Non mi addentro in un’analisi approfondita su ciò che è accaduto e che sta accadendo in Siria, dal momento che lì le vicende sono oltremodo complesse e ci mancano numerose informazioni.
E infatti rispetto agli eventi in Siria rimangono non poche incognite e domande. La prima e significativa riguarda il motivo per cui l’esercito siriano ha, di fatto, rinunciato a difendere il paese, lasciando che le formazioni jihadiste dilagassero, senza contrastarle in modo adeguato. Tra l’altro sembra che non erano mancate segnalazioni dei rischi da parte di paesi alleati o comunque vicini a Damasco, però queste sembra siano state bellamente ignorate.
In attesa che gli eventi in Siria si sviluppino e che si capisca meglio dove si andrà a parare, quello che però al momento appare evidente è che a rafforzarsi sono stati senza dubbio Israele e gli USA, che da sempre osteggiavano il governo siriano e il partito di Baath. Tra l’altro Tel Aviv sta invadendo una parte della Siria vicino alle alture del Golan, senza che il nuovo governo di Jolani abbia nulla da ridire.
Anche la Turchia è uscita chiaramente vincitrice dagli eventi e si sta rafforzando notevolmente nel nord del paese.
Viceversa, chi si è chiaramente indebolito è Hezbollah, che d’ora in poi non potrà più contare sul corridoio siriano per gli aiuti da parte dell’Iran.
Anche la causa palestinese nel complesso si è palesemente indebolita, nonostante i festeggiamenti di Hamas.
Non è affatto chiaro, invece, come ne sono uscite fuori la Russia e l’Iran. Per il momento non sembra che le due basi russe nel paese siano a rischio. Poi, certo, Mosca ha perso quello che da decenni era un alleato apparentemente di ferro, però è anche vero che negli ultimi anni Assad si stava muovendo parecchio per conto suo, avvicinandosi ai paesi del golfo arabo e forse anche all’Occidente. In ogni caso per Putin la partita più grossa si sta giocando senza dubbio in Ucraina, dato che è lì che è in atto uno scontro quasi diretto con la NATO, e quella partita la sta vincendo. Senza contare poi i successi raggiunti nell’altra “partita”, quella del BRICS.
Ritornando al discorso di sopra, tutti gli eventi accaduti nelle ultime settimane nei vari angoli del mondo e la velocità crescente con la quale si stanno verificando tensioni, colpi di mano, guerre, attentati, elezioni soppresse, ecc., sono a dir poco inquietanti.

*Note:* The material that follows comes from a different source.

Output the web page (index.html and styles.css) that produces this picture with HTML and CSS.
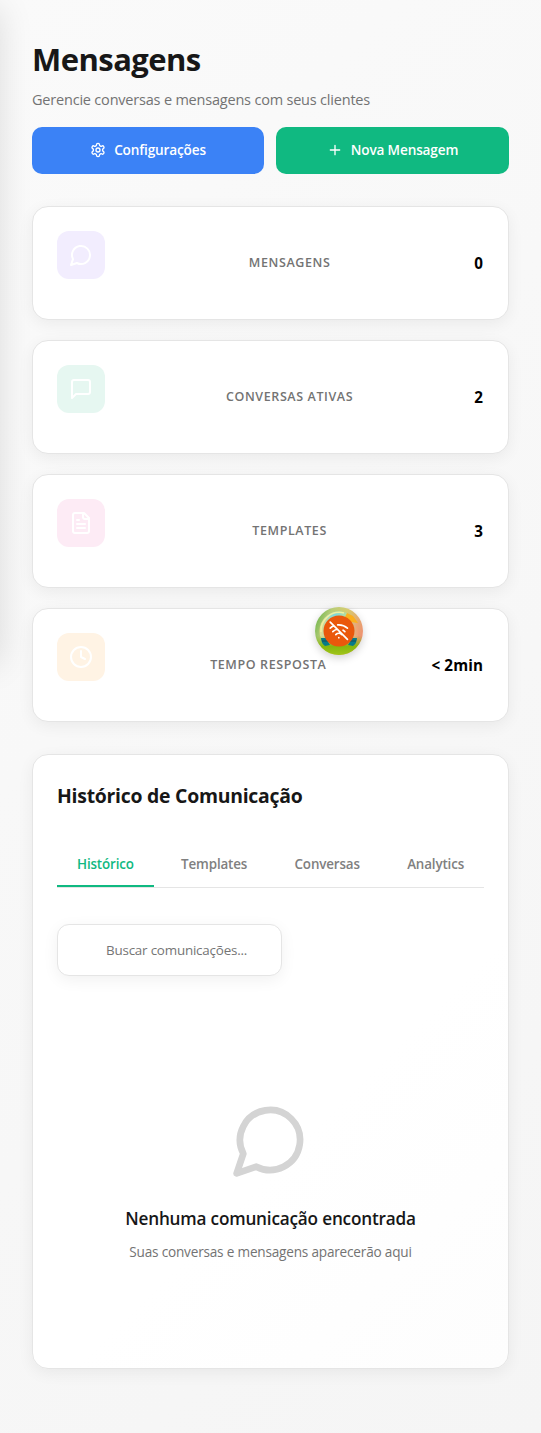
FILE: index.html
```html
<!DOCTYPE html>
<html lang="pt-BR">
<head>
<meta charset="utf-8">
<meta name="viewport" content="width=device-width, initial-scale=1">
<title>Mensagens</title>
<link rel="stylesheet" href="styles.css">
</head>
<body>
<aside class="sidebar"></aside>
<main class="page">
  <header class="header">
    <h1 class="title">Mensagens</h1>
    <p class="subtitle">Gerencie conversas e mensagens com seus clientes</p>
    <div class="actions">
      <button class="btn btn-blue">
        <svg class="icon" width="16" height="16" viewBox="0 0 24 24"><path d="M12.22 2h-.44a2 2 0 0 0-2 2v.18a2 2 0 0 1-1 1.73l-.43.25a2 2 0 0 1-2 0l-.15-.08a2 2 0 0 0-2.73.73l-.22.38a2 2 0 0 0 .73 2.73l.15.1a2 2 0 0 1 1 1.72v.51a2 2 0 0 1-1 1.74l-.15.09a2 2 0 0 0-.73 2.73l.22.38a2 2 0 0 0 2.73.73l.15-.08a2 2 0 0 1 2 0l.43.25a2 2 0 0 1 1 1.73V20a2 2 0 0 0 2 2h.44a2 2 0 0 0 2-2v-.18a2 2 0 0 1 1-1.73l.43-.25a2 2 0 0 1 2 0l.15.08a2 2 0 0 0 2.73-.73l.22-.39a2 2 0 0 0-.73-2.73l-.15-.08a2 2 0 0 1-1-1.74v-.5a2 2 0 0 1 1-1.74l.15-.09a2 2 0 0 0 .73-2.73l-.22-.38a2 2 0 0 0-2.73-.73l-.15.08a2 2 0 0 1-2 0l-.43-.25a2 2 0 0 1-1-1.73V4a2 2 0 0 0-2-2z"/><circle cx="12" cy="12" r="3"/></svg>
        <span>Configurações</span>
      </button>
      <button class="btn btn-green">
        <svg class="icon" width="16" height="16" viewBox="0 0 24 24"><path d="M5 12h14M12 5v14"/></svg>
        <span>Nova Mensagem</span>
      </button>
    </div>
  </header>

  <section class="stats">
    <article class="card stat">
      <div class="tile tile-violet"><svg class="icon" width="24" height="24" viewBox="0 0 24 24"><path d="M7.9 20A9 9 0 1 0 4 16.1L2 22Z"/></svg></div>
      <span class="label">MENSAGENS</span><strong class="value">0</strong>
    </article>
    <article class="card stat">
      <div class="tile tile-green"><svg class="icon" width="24" height="24" viewBox="0 0 24 24"><path d="M21 15a2 2 0 0 1-2 2H7l-4 4V5a2 2 0 0 1 2-2h14a2 2 0 0 1 2 2z"/></svg></div>
      <span class="label">CONVERSAS ATIVAS</span><strong class="value">2</strong>
    </article>
    <article class="card stat">
      <div class="tile tile-pink"><svg class="icon" width="24" height="24" viewBox="0 0 24 24"><path d="M15 2H6a2 2 0 0 0-2 2v16a2 2 0 0 0 2 2h12a2 2 0 0 0 2-2V7Z"/><path d="M14 2v4a2 2 0 0 0 2 2h4M10 9H8M16 13H8M16 17H8"/></svg></div>
      <span class="label">TEMPLATES</span><strong class="value">3</strong>
    </article>
    <article class="card stat">
      <div class="tile tile-amber"><svg class="icon" width="24" height="24" viewBox="0 0 24 24"><circle cx="12" cy="12" r="10"/><path d="M12 6v6l4 2"/></svg></div>
      <span class="label">TEMPO RESPOSTA</span><strong class="value">&lt; 2min</strong>
    </article>
  </section>

  <section class="card panel">
    <h2 class="panel-title">Histórico de Comunicação</h2>
    <nav class="tabs">
      <a class="tab active">Histórico</a>
      <a class="tab">Templates</a>
      <a class="tab">Conversas</a>
      <a class="tab">Analytics</a>
    </nav>
    <div class="search">Buscar comunicações...</div>
    <div class="empty">
      <svg class="icon empty-icon" width="80" height="80" viewBox="0 0 24 24"><path d="M7.9 20A9 9 0 1 0 4 16.1L2 22Z"/></svg>
      <h3 class="empty-title">Nenhuma comunicação encontrada</h3>
      <p class="empty-text">Suas conversas e mensagens aparecerão aqui</p>
    </div>
  </section>
</main>

<div class="offline">
  <svg width="48" height="48" viewBox="0 0 48 48">
    <defs>
      <linearGradient id="rim" x1="0" y1="0.3" x2="1" y2="0.7"><stop offset="0" stop-color="#76b852"/><stop offset=".22" stop-color="#b9cd78"/><stop offset=".5" stop-color="#d6cc70"/><stop offset="1" stop-color="#f18c72"/></linearGradient>
      <linearGradient id="base" x1="0" y1="0" x2="0" y2="1"><stop offset=".6" stop-color="#7fb515" stop-opacity="0"/><stop offset=".82" stop-color="#86b70d"/><stop offset="1" stop-color="#a0c51b"/></linearGradient>
      <linearGradient id="sky" x1="0" y1="0" x2="1" y2="0"><stop offset="0" stop-color="#e8dc8c"/><stop offset=".4" stop-color="#7bd8dc"/><stop offset=".7" stop-color="#b9dc9a"/><stop offset="1" stop-color="#f59b70"/></linearGradient>
    </defs>
    <circle cx="24" cy="24" r="24" fill="url(#rim)"/>
    <circle cx="24" cy="24" r="19.5" fill="url(#sky)"/>
    <path d="M6 25A18.500 18.500 0 0 1 29 6" fill="none" stroke="#f0f0a0" stroke-width="1.5"/>
    <path d="M32 6l6 3 5 7-8-1-5-5z" fill="#fbb01d"/>
    <circle cx="24" cy="24" r="24" fill="url(#base)"/>
    <path d="M6 31h5l4 7-5 1q-4-3-4-8zM42 31h-5l-4 7 5 1q4-3 4-8z" fill="#087b88"/>
    <path d="M7 34h6M35 34h6" stroke="#174b58" stroke-width="1"/>
    <circle cx="24" cy="24" r="15.5" fill="#ea580c"/>
    <g transform="translate(13.5 13.5) scale(.86)" fill="none" stroke="#fff" stroke-width="2" stroke-linecap="round" stroke-linejoin="round"><path d="M12 20h.01M8.5 16.43a5 5 0 0 1 7 0M5 12.86a10 10 0 0 1 5.17-2.69M19 12.86a10 10 0 0 0-2.01-1.52M2 8.82a15 15 0 0 1 4.18-2.64M22 8.82a15 15 0 0 0-11.29-3.76M2 2l20 20"/></g>
  </svg>
</div>
</body>
</html>
```
FILE: styles.css
```css
* { box-sizing: border-box; margin: 0; }
body {
  position: relative;
  min-height: 1433px;
  overflow-x: hidden;
  background: linear-gradient(135deg, #fafafa, #f5f5f5);
  color: #171717;
  font-family: "Open Sans", "Noto Sans", sans-serif;
}
.sidebar {
  position: absolute;
  left: -280px;
  top: 0;
  width: 280px;
  height: 656px;
  box-shadow: 0 8px 32px rgba(0, 0, 0, .12);
}
.page { padding: 37px 32px 64px; }
.icon { flex: none; fill: none; stroke: currentColor; stroke-width: 2; stroke-linecap: round; stroke-linejoin: round; }
.title { font-size: 31px; line-height: 44px; font-weight: 700; letter-spacing: -.55px; }
.subtitle { margin-top: 7px; font-size: 14.5px; line-height: 24px; color: #737373; letter-spacing: -.2px; }
.actions { display: grid; grid-template-columns: 232px 1fr; gap: 12px; margin-top: 15px; }
.btn {
  display: flex; align-items: center; justify-content: center; gap: 8px;
  height: 47px; padding: 0 0 2px; border: 0; border-radius: 10px;
  color: #fff; font: 600 13.6px "Open Sans", "Noto Sans", sans-serif; letter-spacing: -.15px;
}
.btn-blue { background: #3b82f6; }
.btn-green { background: #10b981; }
.stats { display: grid; gap: 20px; margin: 32px 0; }
.card {
  border: 1px solid #e5e5e5; border-radius: 16px; background: #fff;
  box-shadow: 0 4px 16px rgba(0, 0, 0, .06);
}
.stat { display: flex; align-items: center; justify-content: space-between; height: 114px; padding: 24px; }
.tile { display: grid; place-items: center; width: 48px; height: 48px; margin-bottom: 16px; border-radius: 12px; color: #fff; }
.tile-violet { background: #f2edfe; }
.tile-green { background: #e6f7f1; }
.tile-pink { background: #fdebf5; }
.tile-amber { background: #fff3e4; }
.label { padding-bottom: 2px; font-size: 12.5px; font-weight: 600; color: #737373; letter-spacing: .6px; }
.value { padding-right: 1px; font-size: 15.2px; font-weight: 700; color: #000; letter-spacing: .1px; }
.panel { height: 615px; padding: 24px; background: linear-gradient(135deg, #fff 60%, #fdfdfd); }
.panel-title { font-size: 19.4px; line-height: 34px; font-weight: 700; letter-spacing: -.25px; }
.tabs { display: flex; justify-content: space-between; height: 49px; margin-top: 26px; border-bottom: 1px solid #e5e5e5; margin-bottom: 36px; }
.tab { padding: 14px 20px 0; font-size: 13.4px; line-height: 22px; font-weight: 600; color: #808080; letter-spacing: -.15px; }
.active { border-bottom: 2px solid #10b981; color: #10b981; }
.search {
  display: flex; align-items: center; width: 225px; height: 52px; padding-left: 48px;
  border: 1px solid #e5e5e5; border-radius: 12px; background: #fff;
  box-shadow: 0 4px 16px rgba(0, 0, 0, .06);
  color: #757575; font-size: 13.4px; letter-spacing: -.2px;
}
.empty { display: flex; flex-direction: column; align-items: center; padding-top: 124px; color: #d4d4d4; }
.empty-icon { margin-right: 2px; }
.empty-title { margin-top: 25px; font-size: 17.2px; line-height: 28px; font-weight: 600; color: #171717; letter-spacing: -.2px; }
.empty-text { margin-top: 8px; font-size: 13.6px; line-height: 22px; color: #737373; letter-spacing: -.2px; }
.offline { position: absolute; left: 315px; top: 607px; width: 48px; height: 48px; border-radius: 50%; box-shadow: 0 3px 8px rgba(0, 0, 0, .18); }
```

Anche perché, oltre agli eventi citati, ce ne sono molti altri che, seppur in modo meno eclatante – almeno per il momento – covano e potrebbero esplodere da un momento all’altro, oppure sono già in atto, ma non se ne parla o quasi. Due esempi per tutti: Taiwan e lo Yemen.
Al di là delle singole specificità, questa accelerazione delle dinamiche conflittuali, anche locali, ma che sta avvenendo a livello globale è chiaramente il sintomo di uno scontro generale, che vede sicuramente molti attori, numerosi fattori e dinamiche contraddittorie, non sempre facilmente comprensibili, schematizzabili e riducibili a due fronti contrapposti, ma che tuttavia avvengono nel contesto di uno scontro più ampio e globale, che è quello tra mondo unipolare – con in testa gli USA e sostenuto da un po’ tutto il mondo occidentale, e basato sul dominio del grande capitale finanziario – e mondo multipolare, i cui principali artefici sono senza dubbio la Cina e la Russia, ma con numerosi altri paesi che svolgono un ruolo importante (India, Brasile, ecc.) e che vede nel BRICS un potente strumento di propagazione e consenso a livello mondiale.
A scanso di equivoci, andrebbe specificato che tra i variegati sostenitori del mondo multipolare vi è, sì, una componente che si può definire antimperialista, ma vi sono anche altri soggetti che non lo sono affatto e che intendono solo difendere il loro capitalismo dallo strapotere del grande capitale finanziario occidentale.